The failure to control the situation in Iraq and the rising number of American casualties are beginning to cost President George Bush dearly.
For the first time, a majority of Americans, 51 per cent, according to a poll published yesterday, disapprove of Mr Bush's actions in Iraq.
Even before the setback of a military helicopter being shot down yesterday with the loss of 15 American soldiers' lives, the political fortunes of Mr Bush were slipping significantly, one year before the next presidential election. An increasing impatience with the continuing violence in Iraq and growing public discontent with a domestic economy that stubbornly refuses to create new jobs are behind the poll figures.

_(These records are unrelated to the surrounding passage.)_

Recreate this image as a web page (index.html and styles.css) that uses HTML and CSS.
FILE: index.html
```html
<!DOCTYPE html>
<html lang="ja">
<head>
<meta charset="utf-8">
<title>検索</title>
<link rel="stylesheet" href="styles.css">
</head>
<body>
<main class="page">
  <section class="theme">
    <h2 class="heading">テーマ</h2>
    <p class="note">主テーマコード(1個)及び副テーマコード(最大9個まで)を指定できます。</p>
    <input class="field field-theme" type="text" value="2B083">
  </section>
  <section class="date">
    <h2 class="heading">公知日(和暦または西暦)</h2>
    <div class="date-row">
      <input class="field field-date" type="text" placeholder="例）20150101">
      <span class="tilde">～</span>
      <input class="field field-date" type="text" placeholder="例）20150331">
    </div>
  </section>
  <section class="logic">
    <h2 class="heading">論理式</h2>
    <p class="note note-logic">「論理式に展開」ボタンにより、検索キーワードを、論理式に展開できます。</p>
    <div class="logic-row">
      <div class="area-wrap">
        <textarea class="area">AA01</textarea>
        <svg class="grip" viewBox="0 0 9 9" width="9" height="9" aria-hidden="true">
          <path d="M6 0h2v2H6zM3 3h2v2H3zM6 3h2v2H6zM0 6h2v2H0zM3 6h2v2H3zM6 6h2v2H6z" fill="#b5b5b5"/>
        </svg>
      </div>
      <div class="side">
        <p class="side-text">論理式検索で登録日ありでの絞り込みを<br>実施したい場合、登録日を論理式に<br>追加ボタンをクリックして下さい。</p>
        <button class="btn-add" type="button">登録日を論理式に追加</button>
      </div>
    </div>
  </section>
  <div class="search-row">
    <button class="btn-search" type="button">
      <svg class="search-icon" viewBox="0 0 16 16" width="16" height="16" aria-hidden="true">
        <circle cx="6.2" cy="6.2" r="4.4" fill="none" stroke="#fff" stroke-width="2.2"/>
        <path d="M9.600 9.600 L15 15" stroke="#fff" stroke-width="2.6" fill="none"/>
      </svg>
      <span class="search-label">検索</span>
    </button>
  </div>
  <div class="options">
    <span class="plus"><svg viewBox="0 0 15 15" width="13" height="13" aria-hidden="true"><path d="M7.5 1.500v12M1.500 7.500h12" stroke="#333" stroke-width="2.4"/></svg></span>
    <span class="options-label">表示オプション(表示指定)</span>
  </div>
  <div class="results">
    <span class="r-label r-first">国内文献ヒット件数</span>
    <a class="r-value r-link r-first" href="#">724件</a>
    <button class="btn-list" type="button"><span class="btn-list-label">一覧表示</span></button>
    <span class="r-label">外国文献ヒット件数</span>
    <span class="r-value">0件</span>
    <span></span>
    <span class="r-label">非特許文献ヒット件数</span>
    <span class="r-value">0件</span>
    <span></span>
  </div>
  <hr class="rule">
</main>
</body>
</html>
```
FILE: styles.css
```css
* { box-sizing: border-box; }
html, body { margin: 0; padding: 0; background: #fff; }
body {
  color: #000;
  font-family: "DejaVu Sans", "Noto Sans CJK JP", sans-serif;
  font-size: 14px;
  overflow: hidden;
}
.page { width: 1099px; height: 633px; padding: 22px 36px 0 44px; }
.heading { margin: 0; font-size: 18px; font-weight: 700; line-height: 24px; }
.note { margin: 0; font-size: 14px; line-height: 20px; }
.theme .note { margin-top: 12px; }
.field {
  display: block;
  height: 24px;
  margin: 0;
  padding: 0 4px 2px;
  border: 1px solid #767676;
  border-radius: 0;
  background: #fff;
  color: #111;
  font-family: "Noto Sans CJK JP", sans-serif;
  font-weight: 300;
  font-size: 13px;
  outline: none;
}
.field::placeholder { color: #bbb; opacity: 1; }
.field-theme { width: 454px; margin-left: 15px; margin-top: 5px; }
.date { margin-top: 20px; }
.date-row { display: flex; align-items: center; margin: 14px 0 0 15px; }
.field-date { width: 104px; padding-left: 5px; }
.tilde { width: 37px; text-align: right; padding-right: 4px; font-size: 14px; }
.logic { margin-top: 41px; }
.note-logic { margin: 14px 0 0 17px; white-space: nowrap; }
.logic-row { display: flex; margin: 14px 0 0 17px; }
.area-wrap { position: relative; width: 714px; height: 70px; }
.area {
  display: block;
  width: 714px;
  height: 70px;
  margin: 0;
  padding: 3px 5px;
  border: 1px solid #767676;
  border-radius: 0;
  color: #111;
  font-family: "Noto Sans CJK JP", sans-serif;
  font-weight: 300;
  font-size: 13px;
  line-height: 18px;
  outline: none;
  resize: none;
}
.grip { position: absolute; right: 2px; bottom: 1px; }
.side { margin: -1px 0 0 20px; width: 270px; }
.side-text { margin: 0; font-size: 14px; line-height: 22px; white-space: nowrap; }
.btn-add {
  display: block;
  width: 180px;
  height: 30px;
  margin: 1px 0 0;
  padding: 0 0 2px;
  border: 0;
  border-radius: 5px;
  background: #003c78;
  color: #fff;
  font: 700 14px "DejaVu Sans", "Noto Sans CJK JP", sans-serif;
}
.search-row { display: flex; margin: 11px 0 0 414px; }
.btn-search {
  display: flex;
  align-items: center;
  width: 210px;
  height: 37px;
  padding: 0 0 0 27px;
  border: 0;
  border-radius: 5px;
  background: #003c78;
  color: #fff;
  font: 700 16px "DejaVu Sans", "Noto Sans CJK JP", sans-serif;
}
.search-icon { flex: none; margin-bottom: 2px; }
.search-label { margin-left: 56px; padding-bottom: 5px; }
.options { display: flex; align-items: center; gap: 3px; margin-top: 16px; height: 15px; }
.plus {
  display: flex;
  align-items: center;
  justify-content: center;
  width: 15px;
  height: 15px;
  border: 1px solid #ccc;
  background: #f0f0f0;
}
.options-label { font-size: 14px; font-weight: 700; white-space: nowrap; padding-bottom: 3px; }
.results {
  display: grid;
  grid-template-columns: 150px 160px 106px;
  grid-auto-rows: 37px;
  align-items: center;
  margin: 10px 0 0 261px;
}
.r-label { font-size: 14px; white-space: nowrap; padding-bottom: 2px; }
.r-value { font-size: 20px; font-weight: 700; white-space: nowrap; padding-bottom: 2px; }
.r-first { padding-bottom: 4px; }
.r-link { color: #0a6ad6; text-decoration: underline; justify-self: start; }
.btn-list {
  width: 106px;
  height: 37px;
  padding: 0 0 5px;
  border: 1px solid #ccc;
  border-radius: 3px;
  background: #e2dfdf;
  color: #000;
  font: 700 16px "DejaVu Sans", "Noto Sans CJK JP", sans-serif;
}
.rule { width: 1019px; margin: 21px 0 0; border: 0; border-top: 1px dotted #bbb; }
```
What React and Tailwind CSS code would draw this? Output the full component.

More than the failure of the United States to find weapons of mass destruction in Iraq, now it is the mounting death toll that is posing a political threat to Mr Bush. But the poll found that 54 per cent of Americans were still satisfied that it was worth going to war against Saddam Hussein. At the same time, the Washington Post-ABC News pollshowed 87 per cent of voters were concerned that the US would find itself bogged down in Iraq, while 62 per cent said they believed America had already suffered an unacceptable death toll.
It is a rapidly darkening picture for the President that would send shivers of gloom through the Republican White House but for one thing: the apparent failure of any of the nine Democrats vying to run against Mr Bush next year to make any noticeable impact on voters. If the election were to be held today, 48 per cent of would vote to give Mr Bush a second term, while 47 per cent would choose to turf him out. But there are still 12 months before voters go to the polls.
In the immediate aftermath of the attacks on the US on 11 September 2001, he was basking in a 90 per cent approval rate. That has slipped to 56 per cent. While it is a huge drop, it is still historically respectable for this point in a presidency.
There is also a perception that he cannot reverse a trend of growing joblessness, which stands at 6.1 per cent and which is another reason he is taking a battering in opinion polls.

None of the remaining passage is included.